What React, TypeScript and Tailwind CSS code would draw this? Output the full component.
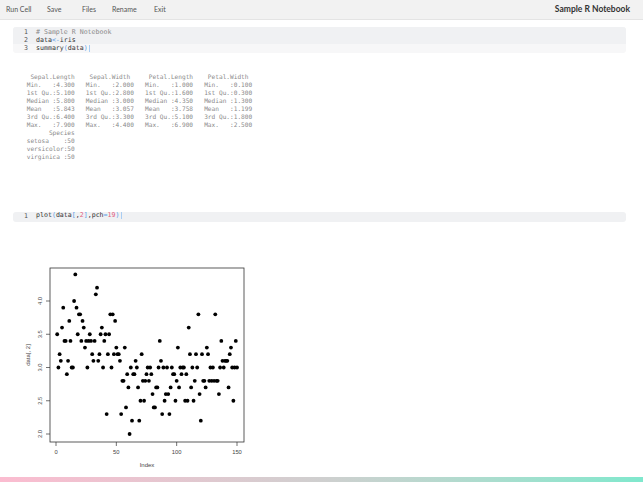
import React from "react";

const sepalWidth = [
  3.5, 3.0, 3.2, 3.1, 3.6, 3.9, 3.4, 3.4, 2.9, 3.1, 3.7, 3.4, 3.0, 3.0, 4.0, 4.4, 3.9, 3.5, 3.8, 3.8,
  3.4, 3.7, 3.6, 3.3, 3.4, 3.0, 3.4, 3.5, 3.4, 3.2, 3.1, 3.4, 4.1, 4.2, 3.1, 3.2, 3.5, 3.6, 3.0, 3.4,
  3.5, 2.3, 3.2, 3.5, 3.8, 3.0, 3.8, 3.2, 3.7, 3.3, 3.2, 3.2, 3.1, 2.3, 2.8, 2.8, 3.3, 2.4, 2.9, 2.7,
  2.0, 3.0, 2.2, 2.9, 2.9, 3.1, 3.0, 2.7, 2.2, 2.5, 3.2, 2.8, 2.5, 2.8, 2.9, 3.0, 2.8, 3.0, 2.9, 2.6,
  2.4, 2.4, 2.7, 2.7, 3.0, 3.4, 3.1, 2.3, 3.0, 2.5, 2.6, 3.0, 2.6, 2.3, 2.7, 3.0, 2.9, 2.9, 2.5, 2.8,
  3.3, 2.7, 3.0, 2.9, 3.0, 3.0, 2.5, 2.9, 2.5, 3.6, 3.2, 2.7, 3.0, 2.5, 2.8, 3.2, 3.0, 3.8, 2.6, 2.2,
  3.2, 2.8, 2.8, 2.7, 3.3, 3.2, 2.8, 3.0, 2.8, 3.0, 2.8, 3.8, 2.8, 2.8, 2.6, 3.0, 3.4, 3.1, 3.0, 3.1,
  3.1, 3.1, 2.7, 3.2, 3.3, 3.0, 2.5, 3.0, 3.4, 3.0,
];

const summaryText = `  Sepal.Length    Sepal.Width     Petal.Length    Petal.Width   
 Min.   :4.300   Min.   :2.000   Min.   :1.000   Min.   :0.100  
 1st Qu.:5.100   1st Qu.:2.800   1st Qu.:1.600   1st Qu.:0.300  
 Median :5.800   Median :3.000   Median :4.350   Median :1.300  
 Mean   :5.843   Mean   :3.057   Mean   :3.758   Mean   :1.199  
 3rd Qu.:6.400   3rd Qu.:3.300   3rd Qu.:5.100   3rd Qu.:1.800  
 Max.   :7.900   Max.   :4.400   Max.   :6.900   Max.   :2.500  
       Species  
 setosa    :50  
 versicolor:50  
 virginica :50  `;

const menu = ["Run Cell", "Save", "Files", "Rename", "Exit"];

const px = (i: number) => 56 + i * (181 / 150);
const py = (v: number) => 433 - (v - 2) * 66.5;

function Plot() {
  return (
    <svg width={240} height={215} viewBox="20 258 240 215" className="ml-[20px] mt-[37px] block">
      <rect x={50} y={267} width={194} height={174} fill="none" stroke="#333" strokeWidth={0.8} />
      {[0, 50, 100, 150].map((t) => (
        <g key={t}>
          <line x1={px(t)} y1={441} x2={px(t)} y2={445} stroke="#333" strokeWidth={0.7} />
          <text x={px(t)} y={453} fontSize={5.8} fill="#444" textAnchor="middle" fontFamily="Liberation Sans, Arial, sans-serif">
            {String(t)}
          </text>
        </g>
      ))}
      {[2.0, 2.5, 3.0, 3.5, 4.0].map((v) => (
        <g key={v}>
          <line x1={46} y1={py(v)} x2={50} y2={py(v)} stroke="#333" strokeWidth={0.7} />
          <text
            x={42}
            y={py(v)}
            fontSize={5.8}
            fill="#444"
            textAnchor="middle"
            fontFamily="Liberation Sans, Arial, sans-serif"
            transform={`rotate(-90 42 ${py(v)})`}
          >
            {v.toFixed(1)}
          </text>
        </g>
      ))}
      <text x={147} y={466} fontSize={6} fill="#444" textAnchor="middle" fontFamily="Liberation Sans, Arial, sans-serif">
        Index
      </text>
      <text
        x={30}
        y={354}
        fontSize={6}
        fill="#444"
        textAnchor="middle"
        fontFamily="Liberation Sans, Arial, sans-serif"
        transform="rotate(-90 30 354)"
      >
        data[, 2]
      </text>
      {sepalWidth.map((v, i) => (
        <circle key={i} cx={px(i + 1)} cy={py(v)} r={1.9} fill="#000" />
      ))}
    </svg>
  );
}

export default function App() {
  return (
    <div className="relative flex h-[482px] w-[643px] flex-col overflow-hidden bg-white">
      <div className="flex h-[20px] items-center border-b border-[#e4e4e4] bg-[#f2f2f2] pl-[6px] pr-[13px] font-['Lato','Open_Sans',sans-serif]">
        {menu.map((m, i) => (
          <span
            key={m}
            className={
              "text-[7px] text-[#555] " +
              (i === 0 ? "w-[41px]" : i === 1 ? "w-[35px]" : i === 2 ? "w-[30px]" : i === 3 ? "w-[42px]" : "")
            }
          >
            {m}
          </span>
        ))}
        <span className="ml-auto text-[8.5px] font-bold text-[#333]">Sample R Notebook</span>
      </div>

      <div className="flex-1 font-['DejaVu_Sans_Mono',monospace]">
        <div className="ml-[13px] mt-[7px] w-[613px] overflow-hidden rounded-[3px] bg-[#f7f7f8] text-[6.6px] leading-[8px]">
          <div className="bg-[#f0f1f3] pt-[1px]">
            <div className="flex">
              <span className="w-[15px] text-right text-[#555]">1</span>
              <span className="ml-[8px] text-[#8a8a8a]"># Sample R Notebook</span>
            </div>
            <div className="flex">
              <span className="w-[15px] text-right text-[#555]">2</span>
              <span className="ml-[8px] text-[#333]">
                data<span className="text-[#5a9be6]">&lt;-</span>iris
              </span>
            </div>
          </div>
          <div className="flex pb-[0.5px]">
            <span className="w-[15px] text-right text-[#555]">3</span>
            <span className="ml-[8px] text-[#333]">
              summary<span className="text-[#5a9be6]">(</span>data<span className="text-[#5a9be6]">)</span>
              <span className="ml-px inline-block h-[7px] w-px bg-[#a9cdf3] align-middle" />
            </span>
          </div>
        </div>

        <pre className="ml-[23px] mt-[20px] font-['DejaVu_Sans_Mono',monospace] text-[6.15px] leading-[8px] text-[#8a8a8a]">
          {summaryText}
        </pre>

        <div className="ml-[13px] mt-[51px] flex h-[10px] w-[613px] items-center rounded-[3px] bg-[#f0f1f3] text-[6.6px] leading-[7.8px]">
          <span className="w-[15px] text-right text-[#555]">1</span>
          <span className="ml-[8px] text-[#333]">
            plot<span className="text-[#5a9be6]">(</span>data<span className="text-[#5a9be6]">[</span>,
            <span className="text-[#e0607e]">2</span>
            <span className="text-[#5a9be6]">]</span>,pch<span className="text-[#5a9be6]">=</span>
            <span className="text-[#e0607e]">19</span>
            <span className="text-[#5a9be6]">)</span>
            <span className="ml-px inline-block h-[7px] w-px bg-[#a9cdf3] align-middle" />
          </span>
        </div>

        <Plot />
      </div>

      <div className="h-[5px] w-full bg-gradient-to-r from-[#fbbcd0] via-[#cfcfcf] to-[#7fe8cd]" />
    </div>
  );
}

------------------------------------------------

▶ _TASK DESCRIPTION_:
Please repeat exactly the data above from its first line to the line that contains "import React from", inclusive, and leave every picture out.

▶ _ANSWER TO THIS EXERCISE_:
What React, TypeScript and Tailwind CSS code would draw this? Output the full component.
import React from "react";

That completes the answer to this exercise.